Information provided:
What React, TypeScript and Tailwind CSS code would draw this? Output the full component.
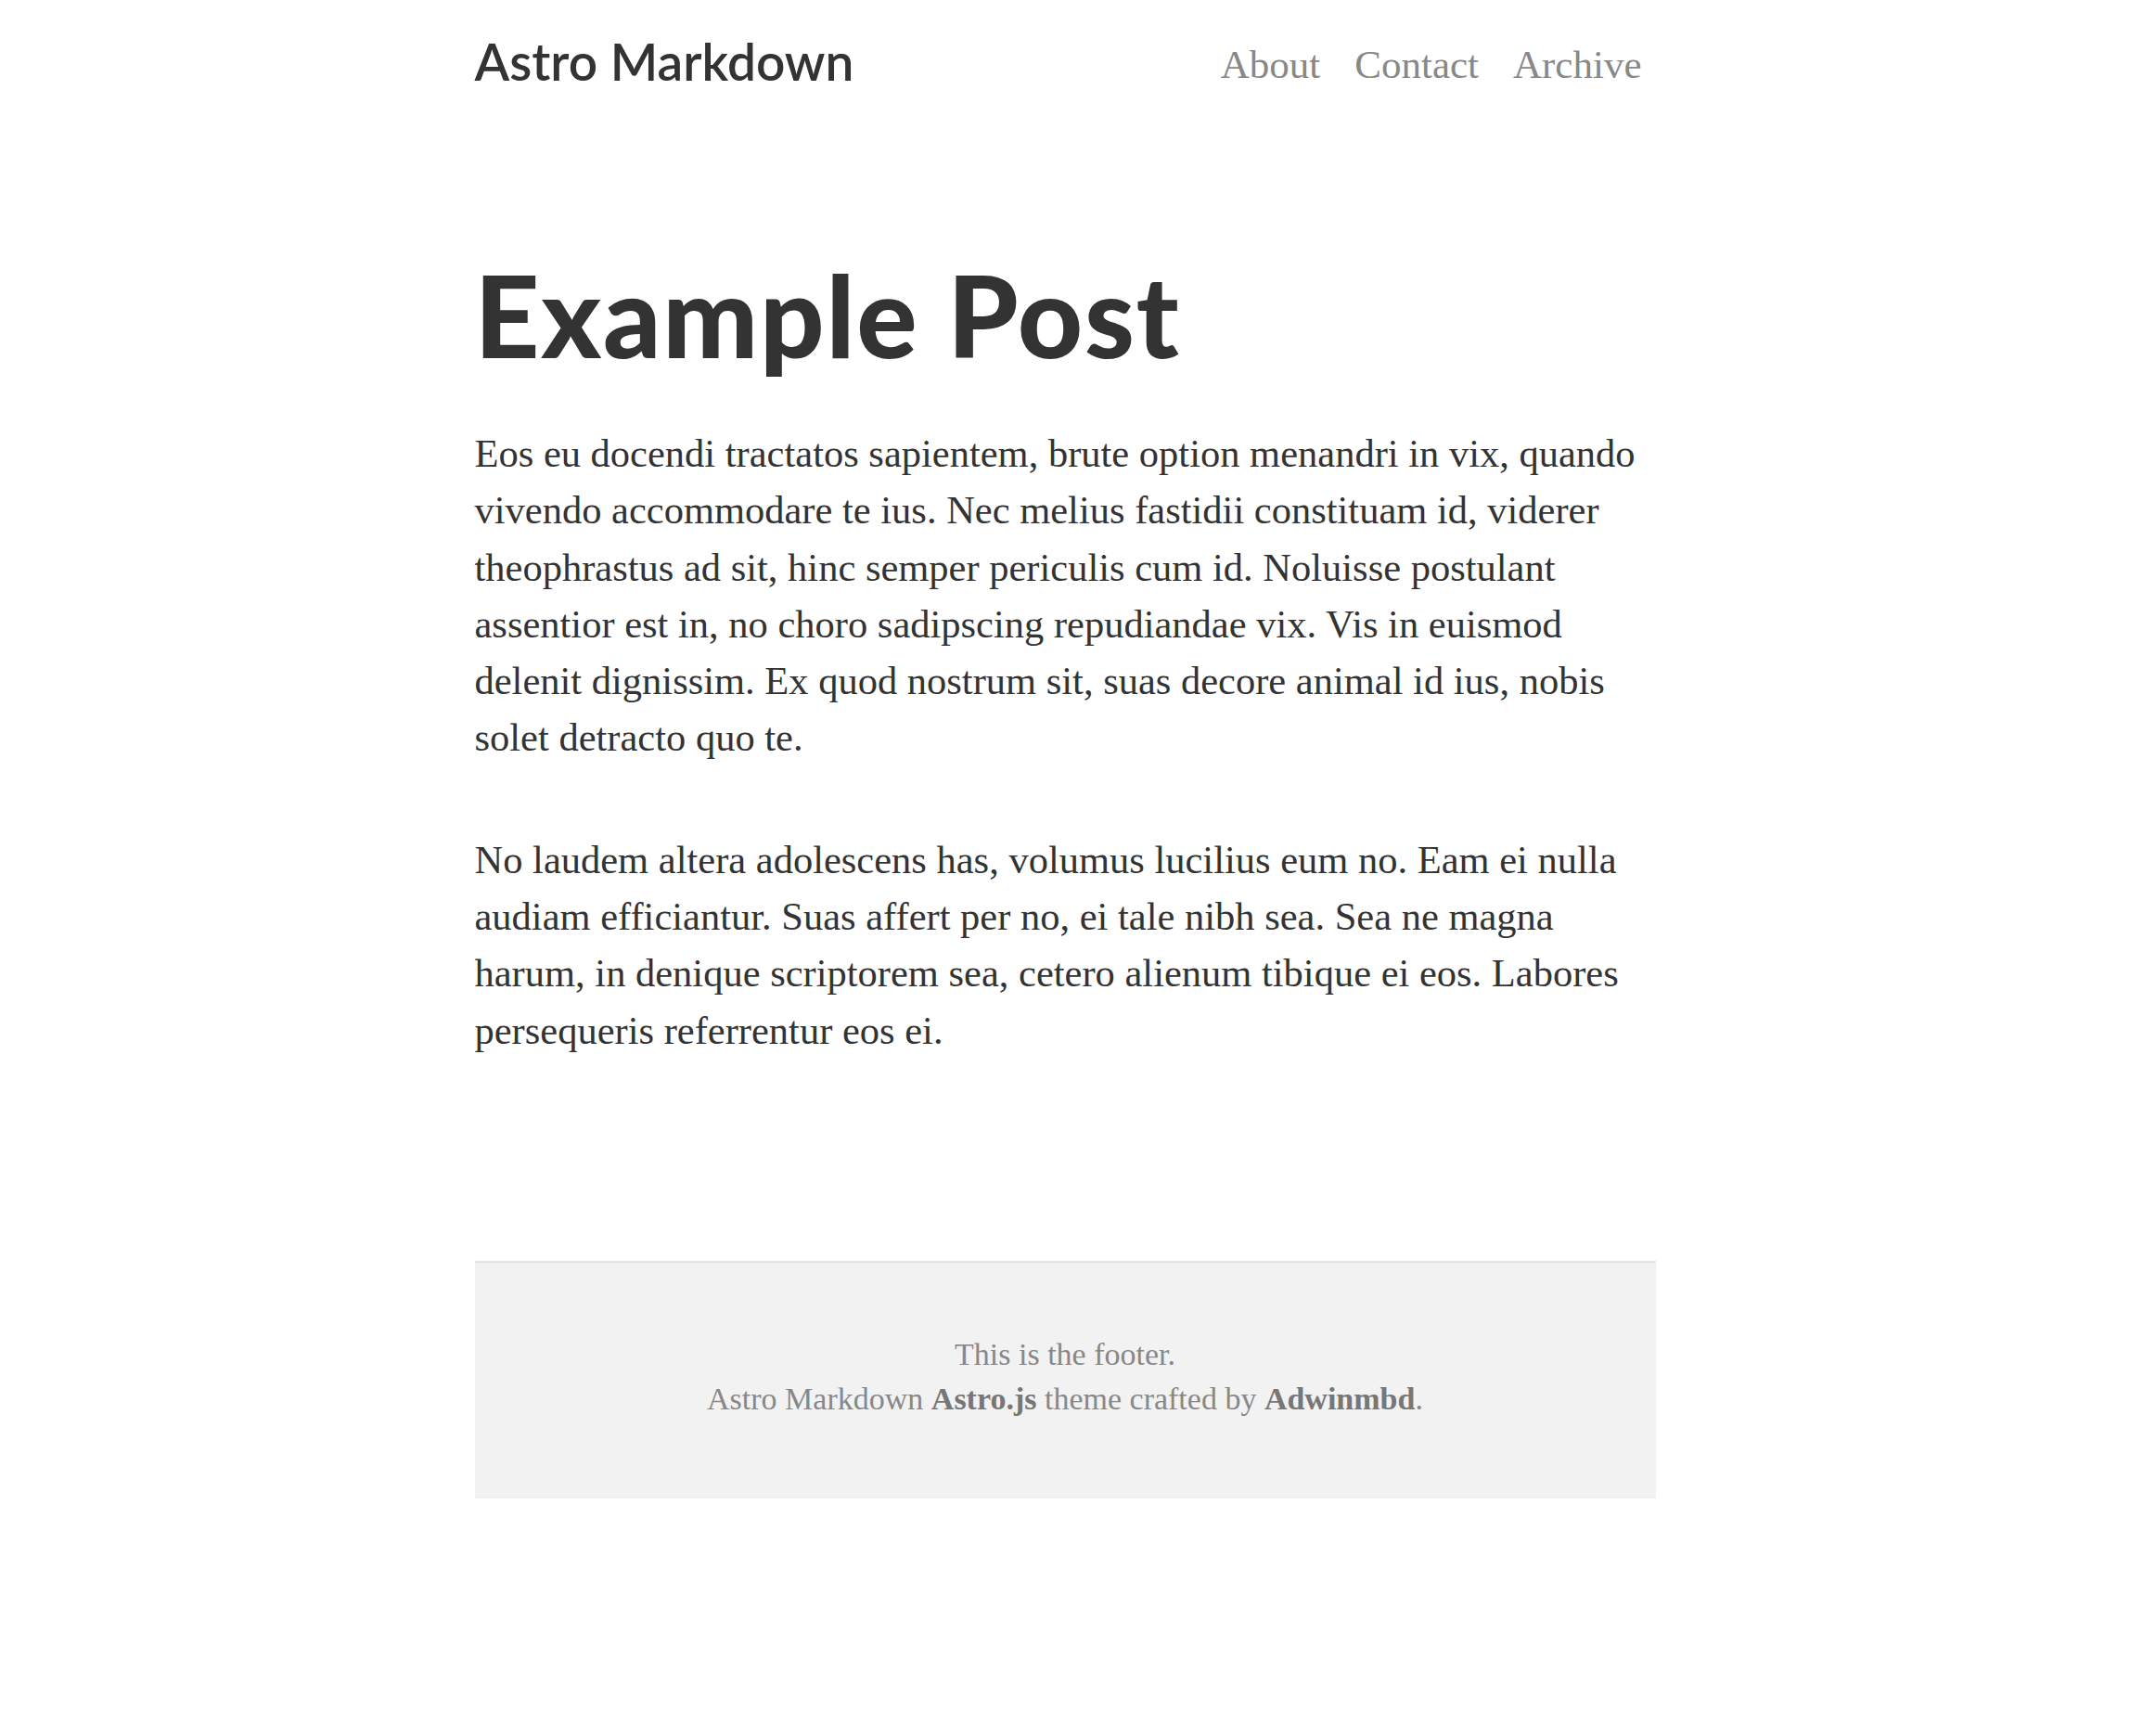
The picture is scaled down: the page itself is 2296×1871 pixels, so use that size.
export default function App() {
  return (
    <div className="min-h-screen bg-white font-['Liberation_Serif',serif] text-[#333]">
      <div className="mx-auto w-[1273px]">
        <header className="flex items-center justify-between pt-[26px]">
          <a href="#" className="font-['Lato',sans-serif] text-[55px] font-semibold leading-[80px] text-[#333]">
            Astro Markdown
          </a>
          <nav className="flex translate-y-[4px] gap-[37px] pr-[15px] text-[43px] text-[#888]">
            <a href="#">About</a>
            <a href="#">Contact</a>
            <a href="#">Archive</a>
          </nav>
        </header>

        <main className="pt-[172px]">
          <h1 className="font-['Lato',sans-serif] text-[122px] font-black leading-[122px] tracking-[1.8px] text-[#333]">
            Example Post
          </h1>
          <div className="mt-[58px] text-[42.5px] leading-[61.3px]">
            <p>
              Eos eu docendi tractatos sapientem, brute option menandri in vix, quando vivendo accommodare te ius. Nec
              melius fastidii constituam id, viderer theophrastus ad sit, hinc semper periculis cum id. Noluisse postulant
              assentior est in, no choro sadipscing repudiandae vix. Vis in euismod delenit dignissim. Ex quod nostrum sit,
              suas decore animal id ius, nobis solet detracto quo te.
            </p>
            <p className="mt-[70px]">
              No laudem altera adolescens has, volumus lucilius eum no. Eam ei nulla audiam efficiantur. Suas affert per no,
              ei tale nibh sea. Sea ne magna harum, in denique scriptorem sea, cetero alienum tibique ei eos. Labores
              persequeris referrentur eos ei.
            </p>
          </div>
        </main>

        <footer className="mt-[218px] flex h-[256px] flex-col items-center justify-center border-t-2 border-[#e2e2e2] bg-[#f2f2f2] pb-[8px] text-[34px] leading-[48px] text-[#888]">
          <p>This is the footer.</p>
          <p>
            Astro Markdown <a href="#" className="font-bold text-[#777]">Astro.js</a> theme crafted by{" "}
            <a href="#" className="font-bold text-[#777]">Adwinmbd</a>.
          </p>
        </footer>
      </div>
    </div>
  );
}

Work to be completed: All of the lines above should be retyped precisely, apart from the pictures.

Result for this task:
What React, TypeScript and Tailwind CSS code would draw this? Output the full component.
The picture is scaled down: the page itself is 2296×1871 pixels, so use that size.
export default function App() {
  return (
    <div className="min-h-screen bg-white font-['Liberation_Serif',serif] text-[#333]">
      <div className="mx-auto w-[1273px]">
        <header className="flex items-center justify-between pt-[26px]">
          <a href="#" className="font-['Lato',sans-serif] text-[55px] font-semibold leading-[80px] text-[#333]">
            Astro Markdown
          </a>
          <nav className="flex translate-y-[4px] gap-[37px] pr-[15px] text-[43px] text-[#888]">
            <a href="#">About</a>
            <a href="#">Contact</a>
            <a href="#">Archive</a>
          </nav>
        </header>

        <main className="pt-[172px]">
          <h1 className="font-['Lato',sans-serif] text-[122px] font-black leading-[122px] tracking-[1.8px] text-[#333]">
            Example Post
          </h1>
          <div className="mt-[58px] text-[42.5px] leading-[61.3px]">
            <p>
              Eos eu docendi tractatos sapientem, brute option menandri in vix, quando vivendo accommodare te ius. Nec
              melius fastidii constituam id, viderer theophrastus ad sit, hinc semper periculis cum id. Noluisse postulant
              assentior est in, no choro sadipscing repudiandae vix. Vis in euismod delenit dignissim. Ex quod nostrum sit,
              suas decore animal id ius, nobis solet detracto quo te.
            </p>
            <p className="mt-[70px]">
              No laudem altera adolescens has, volumus lucilius eum no. Eam ei nulla audiam efficiantur. Suas affert per no,
              ei tale nibh sea. Sea ne magna harum, in denique scriptorem sea, cetero alienum tibique ei eos. Labores
              persequeris referrentur eos ei.
            </p>
          </div>
        </main>

        <footer className="mt-[218px] flex h-[256px] flex-col items-center justify-center border-t-2 border-[#e2e2e2] bg-[#f2f2f2] pb-[8px] text-[34px] leading-[48px] text-[#888]">
          <p>This is the footer.</p>
          <p>
            Astro Markdown <a href="#" className="font-bold text-[#777]">Astro.js</a> theme crafted by{" "}
            <a href="#" className="font-bold text-[#777]">Adwinmbd</a>.
          </p>
        </footer>
      </div>
    </div>
  );
}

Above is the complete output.